Я просто пытался понять проблему, используя собственный словарь и собственную простую логику. Это все, что у меня было помимо нескончаемой энергии. По иронии судьбы то же было верно и для Сперри, самого продвинутого специалиста по нейронауке своей эпохи. Он ранее никогда не работал с людьми в качестве испытуемых, так что мы пробивали путь вперед вместе.
В каком‑то смысле, конечно, мы все понимали, что пациенты с расщепленным мозгом — это пациенты с неврологическими расстройствами, а неврология была уже сформировавшейся областью с богатым словарем. Джо был нашим проводником по минному полю специальных терминов. Обследование пациента с инсультом или дегенеративным заболеванием было надежно отработано и точно описано. Богатая история первых неврологов принесла нам массу информации о том, какая часть мозга за какие когнитивные функции отвечает. Жившие в XIX веке гиганты профессии, Поль Брока и Джон Хьюлингс Джексон, и их коллеги из XX века, такие как нейрохирург Уайлдер Пенфилд и Норман Гешвинд, все сыграли важные роли в развитии медицинской точки зрения на устройство мозга.

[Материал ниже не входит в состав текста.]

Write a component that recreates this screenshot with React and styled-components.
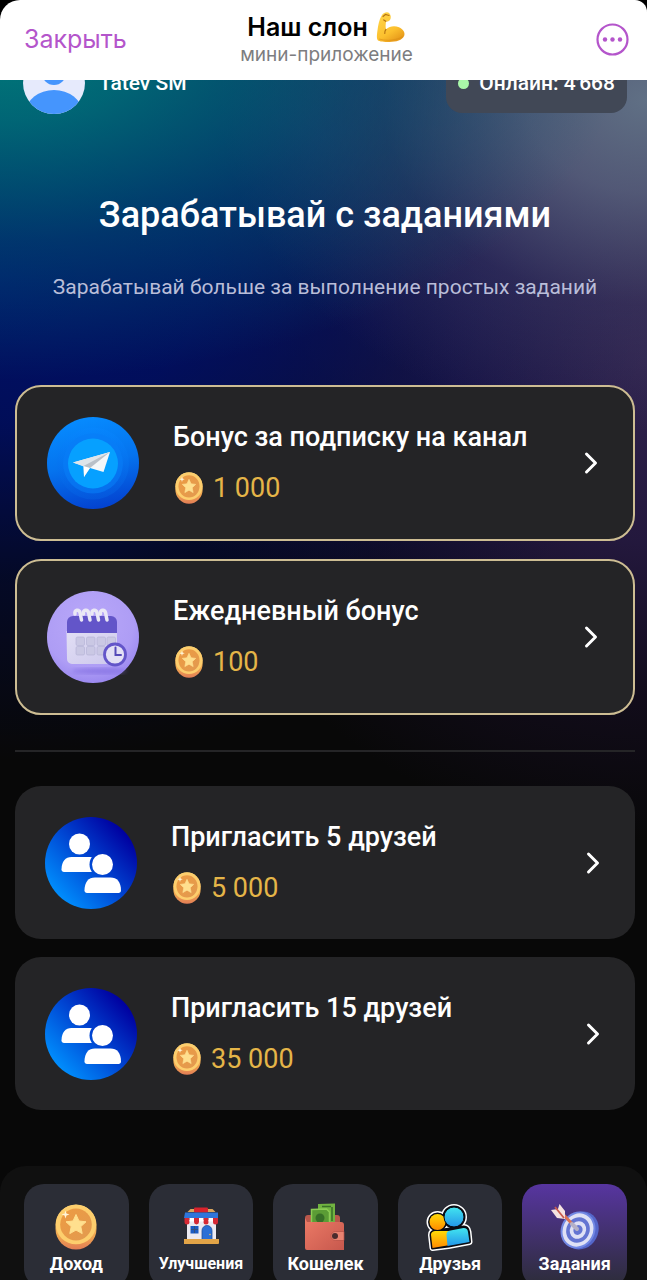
import React, { useState } from "react";
import styled, { createGlobalStyle, css } from "styled-components";

const GlobalStyle = createGlobalStyle`
  * {
    box-sizing: border-box;
  }

  body {
    margin: 0;
    background: #080808;
    font-family: Roboto, "Liberation Sans", sans-serif;
    color: #fff;
  }

  h1, h2, p {
    margin: 0;
  }

  button {
    font: inherit;
    color: inherit;
    border: none;
    background: none;
    padding: 0;
    cursor: pointer;
  }

  svg {
    display: block;
    flex-shrink: 0;
  }
`;

const Shell = styled.div`
  display: flex;
  flex-direction: column;
  height: 100vh;
  overflow: hidden;
  background:
    radial-gradient(ellipse 96% 330px at 0 50px, #00787a 0%, rgba(0, 116, 122, 0.85) 22%, rgba(0, 100, 120, 0.45) 58%, rgba(0, 80, 120, 0) 100%),
    radial-gradient(ellipse 66% 330px at 100% 100px, #607085 0%, rgba(94, 104, 130, 0.8) 28%, rgba(76, 76, 114, 0.35) 62%, rgba(50, 44, 90, 0) 100%),
    radial-gradient(ellipse 105% 480px at 0 280px, #001068 0%, rgba(0, 14, 98, 0.88) 30%, rgba(0, 11, 76, 0.45) 62%, rgba(0, 8, 50, 0) 100%),
    radial-gradient(ellipse 76% 480px at 100% 360px, #30224c 0%, rgba(42, 28, 74, 0.8) 38%, rgba(32, 18, 54, 0.4) 70%, rgba(20, 10, 30, 0) 100%),
    radial-gradient(ellipse 75% 420px at 50% 140px, #1c3f78 0%, rgba(14, 26, 92, 0.7) 45%, rgba(4, 8, 60, 0) 100%),
    #080808;
`;

const Header = styled.header`
  position: relative;
  z-index: 1;
  flex-shrink: 0;
  display: grid;
  grid-template-columns: 1fr auto 1fr;
  align-items: center;
  height: 80px;
  padding: 0 18px 2px 24px;
  background: #fff;
  border-radius: 20px 12px 0 0;
  box-shadow: 0 -20px 0 #000;
  font-family: Inter, "Liberation Sans", sans-serif;
`;

const CloseButton = styled.button`
  justify-self: start;
  font-size: 25px;
  line-height: 32px;
  color: #b455cb;
`;

const HeaderTitle = styled.div`
  text-align: center;
`;

const AppName = styled.h1`
  display: flex;
  align-items: center;
  justify-content: center;
  gap: 8px;
  font-size: 25px;
  font-weight: 600;
  line-height: 30px;
  color: #000;
`;

const AppKind = styled.p`
  font-size: 19px;
  line-height: 24px;
  color: #7d7d80;
`;

const MenuButton = styled.button`
  justify-self: end;
`;

const Content = styled.main`
  flex-shrink: 0;
  margin-top: -28px;
  padding: 0 12px 0 15px;
`;

const Profile = styled.div`
  display: flex;
  align-items: center;
  justify-content: space-between;
  padding: 0 8px;
`;

const User = styled.div`
  display: flex;
  align-items: center;
  gap: 14px;
  font-size: 21px;
  font-weight: 500;
`;

const Online = styled.div`
  display: flex;
  align-items: center;
  gap: 10px;
  height: 60px;
  padding: 0 12px;
  border-radius: 16px;
  background: #414856;
  font-size: 21px;
  font-weight: 500;

  &::before {
    content: "";
    width: 11px;
    height: 11px;
    border-radius: 50%;
    background: #a9f7a9;
  }
`;

const Intro = styled.section`
  padding: 80px 0 85px;
  text-align: center;
`;

const IntroTitle = styled.h2`
  font-size: 36px;
  font-weight: 500;
  line-height: 42px;
`;

const IntroText = styled.p`
  margin-top: 38px;
  font-size: 21px;
  line-height: 26px;
  color: #b9bdd8;
`;

const TaskList = styled.div`
  display: flex;
  flex-direction: column;
  gap: 18px;
`;

const Divider = styled.hr`
  height: 2px;
  margin: 35px 0 34px;
  border: none;
  background: #252527;
`;

const TaskCard = styled.button`
  display: flex;
  align-items: center;
  gap: 34px;
  width: 100%;
  min-height: 153px;
  padding: 30px 35px 30px 30px;
  border-radius: 26px;
  background: #242426;
  text-align: left;

  ${({ $highlighted }) =>
    $highlighted &&
    css`
      border: 2px solid #cdbd93;
    `}
`;

const TaskInfo = styled.div`
  flex: 1;
  display: flex;
  flex-direction: column;
  gap: 18px;
`;

const TaskTitle = styled.span`
  font-size: 27px;
  font-weight: 500;
  line-height: 32px;
`;

const Reward = styled.span`
  display: flex;
  align-items: center;
  gap: 10px;
  padding-left: 2px;
  font-size: 27px;
  line-height: 34px;
  color: #e5b548;
`;

const Nav = styled.nav`
  flex-shrink: 0;
  display: grid;
  grid-template-columns: repeat(5, 1fr);
  gap: 20px;
  margin-top: 56px;
  padding: 18px 20px 18px 24px;
  border-radius: 26px 26px 0 0;
  background: #101010;
`;

const NavItem = styled.a`
  display: flex;
  flex-direction: column;
  align-items: center;
  gap: 2px;
  height: 104px;
  padding-top: 20px;
  border-radius: 20px;
  background: ${({ $active }) =>
    $active ? "linear-gradient(#5735a0, #2b2c36)" : "#2b2d36"};
  color: #fff;
  text-decoration: none;
`;

const NavIcon = styled.span`
  display: flex;
  align-items: center;
  justify-content: center;
  height: 46px;
`;

const NavLabel = styled.span`
  font-size: ${({ $small }) => ($small ? "16px" : "18px")};
  font-weight: 700;
  line-height: 24px;
`;

const ArmIcon = () => (
  <svg width="30" height="32" viewBox="0 0 30 32" aria-hidden="true">
    <defs>
      <linearGradient id="arm" x1="0" y1="0" x2="0.6" y2="1">
        <stop offset="0" stopColor="#ffd84d" />
        <stop offset="0.7" stopColor="#fcc02e" />
        <stop offset="1" stopColor="#e99d1c" />
      </linearGradient>
    </defs>
    <path
      d="M6 4C8 1 12 .6 13.500 2.400c1.400 1.600 1.800 4.400.6 6.400-.9 1.500-2.600 2-4 1.600-.6 3-.6 5.600-.1 8C13.500 15 18.500 14.300 23 16.200c4.200 1.800 6.400 5.400 5.200 8.600C26.500 29.200 20 31 13.500 31 8 31 3.400 30.600 1.800 29.200.6 28 .8 24 1.400 20 2.200 14 3 8.500 6 4z"
      fill="url(#arm)"
    />
    <path d="M7 5.500l2.500-2 3.500 1M9.800 10.300l-2-1.400M10 18.400c-1 1.200-1.400 2.600-1.200 4" fill="none" stroke="#b77412" strokeWidth="1.200" strokeLinecap="round" />
    <path d="M3 28c7 2 18 1.800 24-2.500" fill="none" stroke="#dc8f16" strokeWidth="1.200" opacity=".6" />
  </svg>
);

const MoreIcon = () => (
  <svg width="33" height="33" viewBox="0 0 33 33" aria-hidden="true">
    <circle cx="16.500" cy="16.500" r="15" fill="none" stroke="#b455cb" strokeWidth="2.200" />
    <circle cx="9" cy="16.500" r="2.200" fill="#b455cb" />
    <circle cx="16.500" cy="16.500" r="2.200" fill="#b455cb" />
    <circle cx="24" cy="16.500" r="2.200" fill="#b455cb" />
  </svg>
);

const Avatar = () => (
  <svg width="62" height="62" viewBox="0 0 62 62" aria-hidden="true">
    <defs>
      <clipPath id="avatarClip">
        <circle cx="31" cy="31" r="31" />
      </clipPath>
    </defs>
    <g clipPath="url(#avatarClip)">
      <rect width="62" height="62" fill="#e6eafc" />
      <circle cx="31" cy="21" r="12" fill="#4595fd" />
      <ellipse cx="31" cy="60" rx="28" ry="22" fill="#4595fd" />
    </g>
  </svg>
);

const CoinIcon = ({ width = 28, height = 32 }) => (
  <svg width={width} height={height} viewBox="0 0 42 46" preserveAspectRatio="none" aria-hidden="true">
    <defs>
      <linearGradient id="coinEdge" x1="0" y1="0" x2="0" y2="1">
        <stop offset="0" stopColor="#ffd978" />
        <stop offset="0.7" stopColor="#f0a650" />
        <stop offset="1" stopColor="#e27d55" />
      </linearGradient>
      <linearGradient id="coinFace" x1="0" y1="0" x2="1" y2="1">
        <stop offset="0" stopColor="#ed9b42" />
        <stop offset="1" stopColor="#e29a50" />
      </linearGradient>
    </defs>
    <rect x="0.500" y="0.500" width="41" height="45" rx="20.500" fill="url(#coinEdge)" />
    <ellipse cx="21" cy="20.500" rx="20.200" ry="19.800" fill="#fdce6d" />
    <ellipse cx="21" cy="20.500" rx="15.800" ry="16" fill="url(#coinFace)" />
    <path d="M21 10.500l3 6.500 7 .8-5.200 4.800 1.400 7-6.200-3.500-6.200 3.500 1.400-7-5.200-4.800 7-.8z" fill="#ffdf8e" stroke="#ffdf8e" strokeWidth="1" strokeLinejoin="round" />
    <path d="M10.500 6.500l1 3 3 1-3 1-1 3-1-3-3-1 3-1z" fill="#fff4d6" />
  </svg>
);

const TelegramIcon = () => (
  <svg width="92" height="92" viewBox="0 0 92 92" aria-hidden="true">
    <defs>
      <linearGradient id="tgOuter" x1="0.400" y1="0" x2="0.600" y2="1">
        <stop offset="0" stopColor="#068bff" />
        <stop offset="0.500" stopColor="#0573ee" />
        <stop offset="1" stopColor="#0341cf" />
      </linearGradient>
      <linearGradient id="tgMid" x1="0" y1="0" x2="0" y2="1">
        <stop offset="0" stopColor="#0787ff" />
        <stop offset="1" stopColor="#0560e2" />
      </linearGradient>
    </defs>
    <circle cx="46" cy="46" r="46" fill="url(#tgOuter)" />
    <circle cx="46" cy="46.500" r="36" fill="url(#tgMid)" opacity=".5" />
    <circle cx="46" cy="46.500" r="30" fill="#087df6" opacity=".6" />
    <circle cx="46" cy="46.500" r="25" fill="#06a0ff" />
    <path d="M26 45.500L63 35 56.500 55 43 51z" fill="#f4f7f9" />
    <path d="M26 45.500L63 35 38 50z" fill="#dfe5ea" />
    <path d="M36.500 49L63 35 43 51 37 60z" fill="#b9c0c8" />
    <path d="M36.500 49l6.500 2-6 9z" fill="#fff" />
  </svg>
);

const CalendarIcon = () => (
  <svg width="92" height="92" viewBox="0 0 92 92" aria-hidden="true">
    <defs>
      <radialGradient id="calBg" cx="0.450" cy="0.350" r="0.700">
        <stop offset="0" stopColor="#b9a8f9" />
        <stop offset="0.700" stopColor="#ae9df5" />
        <stop offset="1" stopColor="#9784ef" />
      </radialGradient>
      <linearGradient id="calPage" x1="0" y1="0" x2="1" y2="1">
        <stop offset="0" stopColor="#e2dff4" />
        <stop offset="1" stopColor="#cdc8ed" />
      </linearGradient>
      <filter id="calSoft">
        <feGaussianBlur stdDeviation="2" />
      </filter>
    </defs>
    <circle cx="46" cy="46" r="46" fill="url(#calBg)" />
    <ellipse cx="52" cy="80" rx="27" ry="3" fill="#7a66de" opacity=".6" filter="url(#calSoft)" />
    <path d="M19.500 40h50.500v28a5 5 0 0 1-5 5H25a5 5 0 0 1-5-5z" fill="url(#calPage)" />
    <path d="M20 31a6 6 0 0 1 6-6h38a6 6 0 0 1 6 6v11H20z" fill="#6355c9" />
    {[28, 36.500, 45, 53.500].map((x) => (
      <path key={x} d={`M${x} 23c-1-4.500 4-5 5-1.500l1.500 7.500`} fill="none" stroke="#eae8f5" strokeWidth="3.500" strokeLinecap="round" />
    ))}
    {[46, 55.500].map((y) =>
      [29, 39.500, 50, 60].map((x) => (
        <rect key={`${x}-${y}`} x={x} y={y} width="8.500" height="8.500" rx="1.500" fill="#cac8e4" stroke="#b2b0d4" strokeWidth=".6" />
      ))
    )}
    <circle cx="68" cy="63.500" r="10.500" fill="#e3e0f5" stroke="#6355c9" strokeWidth="2.800" />
    <path d="M68.500 56.500v7.500h5.500" fill="none" stroke="#5449b8" strokeWidth="2" strokeLinecap="round" />
  </svg>
);

const InviteIcon = () => (
  <svg width="92" height="92" viewBox="0 0 92 92" aria-hidden="true">
    <defs>
      <linearGradient id="invite" x1="0.100" y1="0.850" x2="0.850" y2="0.150">
        <stop offset="0" stopColor="#0092ff" />
        <stop offset="0.500" stopColor="#0048d4" />
        <stop offset="1" stopColor="#0000a0" />
      </linearGradient>
      <mask id="inviteMask">
        <rect width="92" height="92" fill="#fff" />
        <circle cx="57.500" cy="47.500" r="13" fill="#000" />
      </mask>
    </defs>
    <circle cx="46" cy="46" r="46" fill="url(#invite)" />
    <circle cx="34.500" cy="27" r="10.500" fill="#fff" />
    <path d="M16.500 52.500c0-8 4-12.500 10-12.500h17c5 0 8 2 9 5v10H19c-1.500 0-2.500-1-2.500-2.500z" fill="#fff" mask="url(#inviteMask)" />
    <circle cx="57.500" cy="47.500" r="10.500" fill="#fff" />
    <path d="M39.500 73.500C39.500 65 43.500 60.500 50 60.500h15.500c6.500 0 10.500 4.500 10.500 13 0 1.500-1 2.500-2.500 2.500H42c-1.500 0-2.500-1-2.500-2.500z" fill="#fff" />
  </svg>
);

const ChevronIcon = () => (
  <svg width="14" height="24" viewBox="0 0 14 24" aria-hidden="true">
    <path d="M2.500 3L11.500 12 2.500 21" fill="none" stroke="#fff" strokeWidth="3" strokeLinecap="round" strokeLinejoin="round" />
  </svg>
);

const ShopIcon = () => (
  <svg width="50" height="42" viewBox="0 0 50 42" aria-hidden="true">
    <rect x="11" y="14" width="29" height="24" fill="#eceaf2" />
    <path d="M11.500 6l3-3h22l3 3z" fill="#dca75e" />
    <rect x="18" y="1.500" width="14" height="5" rx="1" fill="#d8232c" />
    <path d="M9 6.500h33v5.500H8z" fill="#2f76da" />
    {[8.500, 18, 27.500, 37].map((x) => (
      <path key={x} d={`M${x} 12h5v4a2 2 0 0 1-5 0z`} fill="#d62935" />
    ))}
    {[13.500, 23, 32.500].map((x) => (
      <path key={x} d={`M${x} 12h4.500v3.500h-4.500z`} fill="#fff" />
    ))}
    <rect x="14.500" y="20" width="8" height="7.500" fill="#1c5cc4" />
    <path d="M18.500 20v7M15 23.500h7" stroke="#34507f" strokeWidth="1" />
    <path d="M26 34v-9.500a5 5 0 0 1 10 0V34z" fill="#2b6fd6" stroke="#24509c" strokeWidth=".8" />
    <circle cx="34" cy="28.500" r=".8" fill="#f1c04f" />
    <path d="M8 33h35v4a1 1 0 0 1-1 1H8z" fill="#e2a447" />
  </svg>
);

const WalletIcon = () => (
  <svg width="42" height="50" viewBox="0 0 42 50" aria-hidden="true">
    <defs>
      <linearGradient id="wallet" x1="0" y1="0" x2="1" y2="1">
        <stop offset="0" stopColor="#ec7a66" />
        <stop offset="1" stopColor="#c7584d" />
      </linearGradient>
    </defs>
    <rect x="1" y="13" width="35" height="18" rx="3" fill="#b9574b" />
    <path d="M14 2l17-.5v24H14z" fill="#71b340" />
    <path d="M7.500 7.500l15-.5 3 3V25h-18z" fill="#5b9c35" stroke="#8bcc55" strokeWidth="1.500" />
    <circle cx="16" cy="16" r="4.500" fill="#376f27" />
    <path d="M18 4.500h9M28 5v14" stroke="#396f28" strokeWidth="1.500" />
    <path d="M1 16l2 4h34a3 3 0 0 1 3 3v25H3a2 2 0 0 1-2-2z" fill="url(#wallet)" />
    <path d="M27 34a4.500 4.500 0 0 1 4.500-4.500H40v9h-8.500A4.500 4.500 0 0 1 27 34z" fill="#e98270" stroke="#b44f45" strokeWidth=".7" />
    <circle cx="31" cy="34" r="3" fill="#4b2b2d" />
  </svg>
);

const FriendsIcon = () => (
  <svg width="50" height="48" viewBox="0 0 50 48" aria-hidden="true">
    <defs>
      <linearGradient id="friendBlue" x1="0" y1="0" x2="0" y2="1">
        <stop offset="0" stopColor="#42e5ef" />
        <stop offset="1" stopColor="#2396e9" />
      </linearGradient>
      <linearGradient id="friendYellow" x1="0" y1="0" x2="0" y2="1">
        <stop offset="0" stopColor="#ffda08" />
        <stop offset="1" stopColor="#ff8b00" />
      </linearGradient>
    </defs>
    {[
      ["#fff", 6],
      ["#090b12", 3],
    ].map(([color, width]) => (
      <g key={color} fill={color} stroke={color} strokeWidth={width} strokeLinejoin="round">
        <circle cx="12.500" cy="19" r="8" />
        <circle cx="29" cy="14" r="10" />
        <path d="M6 32c0-3 2-4 5-4l28-4c3 0 4 2 4.500 5l1 10-21 4-16 2z" />
      </g>
    ))}
    <circle cx="12.500" cy="19" r="8" fill="url(#friendYellow)" />
    <path d="M6 32c0-3 2-4 5-4h13l1 14-17.500 3z" fill="url(#friendYellow)" />
    <circle cx="29" cy="14" r="10" fill="url(#friendBlue)" stroke="#090b12" strokeWidth="1" />
    <path d="M21.500 32c0-3 1-4 4-4.500l13-2.500c3 0 4 1 4.500 4l1.500 10-22 4z" fill="url(#friendBlue)" />
  </svg>
);

const TargetIcon = () => (
  <svg width="50" height="48" viewBox="0 0 50 48" aria-hidden="true">
    <g transform="rotate(28 28 27)">
      <ellipse cx="31" cy="26" rx="17" ry="19.500" fill="#5466c9" />
      <ellipse cx="28" cy="27" rx="17" ry="19" fill="#7288e4" />
      <ellipse cx="28" cy="27" rx="15" ry="17" fill="#dfe1f5" />
      <ellipse cx="28" cy="27" rx="11.500" ry="13" fill="#6475d2" />
      <ellipse cx="28" cy="27" rx="8" ry="9" fill="#dfe1f5" />
      <ellipse cx="28" cy="27" rx="4.500" ry="5" fill="#6475d2" />
    </g>
    <path d="M9 7l17 18" stroke="#dc7355" strokeWidth="3" strokeLinecap="round" />
    <path d="M1 7l7-1 1.500-5L15 8v8l-8-1z" fill="#f6e3e1" />
    <path d="M5 4l9 11" stroke="#c95b4d" strokeWidth="1.800" />
    <path d="M22 21l5 5" stroke="#b4b0c6" strokeWidth="4" strokeLinecap="round" />
  </svg>
);

const bonusTasks = [
  { title: "Бонус за подписку на канал", reward: "1 000", icon: <TelegramIcon /> },
  { title: "Ежедневный бонус", reward: "100", icon: <CalendarIcon /> },
];

const inviteTasks = [
  { title: "Пригласить 5 друзей", reward: "5 000", icon: <InviteIcon /> },
  { title: "Пригласить 15 друзей", reward: "35 000", icon: <InviteIcon /> },
];

const navItems = [
  { id: "income", label: "Доход", icon: <CoinIcon width={42} height={46} /> },
  { id: "upgrades", label: "Улучшения", icon: <ShopIcon />, small: true },
  { id: "wallet", label: "Кошелек", icon: <WalletIcon /> },
  { id: "friends", label: "Друзья", icon: <FriendsIcon /> },
  { id: "tasks", label: "Задания", icon: <TargetIcon /> },
];

const Task = ({ title, reward, icon, highlighted }) => (
  <TaskCard type="button" $highlighted={highlighted}>
    {icon}
    <TaskInfo>
      <TaskTitle>{title}</TaskTitle>
      <Reward>
        <CoinIcon />
        {reward}
      </Reward>
    </TaskInfo>
    <ChevronIcon />
  </TaskCard>
);

const App = () => {
  const [activeTab, setActiveTab] = useState("tasks");

  return (
    <>
      <GlobalStyle />
      <Shell>
        <Header>
          <CloseButton type="button">Закрыть</CloseButton>
          <HeaderTitle>
            <AppName>
              Наш слон
              <ArmIcon />
            </AppName>
            <AppKind>мини-приложение</AppKind>
          </HeaderTitle>
          <MenuButton type="button" aria-label="Меню">
            <MoreIcon />
          </MenuButton>
        </Header>

        <Content>
          <Profile>
            <User>
              <Avatar />
              Tatev SM
            </User>
            <Online>Онлайн: 4'668</Online>
          </Profile>

          <Intro>
            <IntroTitle>Зарабатывай с заданиями</IntroTitle>
            <IntroText>Зарабатывай больше за выполнение простых заданий</IntroText>
          </Intro>

          <TaskList>
            {bonusTasks.map((task) => (
              <Task key={task.title} {...task} highlighted />
            ))}
          </TaskList>
          <Divider />
          <TaskList>
            {inviteTasks.map((task) => (
              <Task key={task.title} {...task} />
            ))}
          </TaskList>
        </Content>

        <Nav>
          {navItems.map(({ id, label, icon, small }) => (
            <NavItem
              key={id}
              href={`#${id}`}
              $active={activeTab === id}
              onClick={() => setActiveTab(id)}
            >
              <NavIcon>{icon}</NavIcon>
              <NavLabel $small={small}>{label}</NavLabel>
            </NavItem>
          ))}
        </Nav>
      </Shell>
    </>
  );
};

export default App;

Я все еще помню день, когда Джо приехал в Калтех из Мемориальной больницы Уайта, чтобы провести у нас в лаборатории семинар. Он описал наши первые результаты, используя классическую неврологическую терминологию. Хотя это не было абракадаброй, звучало это для меня именно так, и я помню, как сказал об этом Джо и Сперри. Джо был очень открытым и неизменно прогрессивным. Он просто сказал мне: «Хорошо, опиши лучше», и Сперри кивнул в знак согласия. В последующие годы мы это сделали, разработав в наших первых четырех статьях словарь научных терминов для описания происходящего с людьми, которым разделили половины мозга.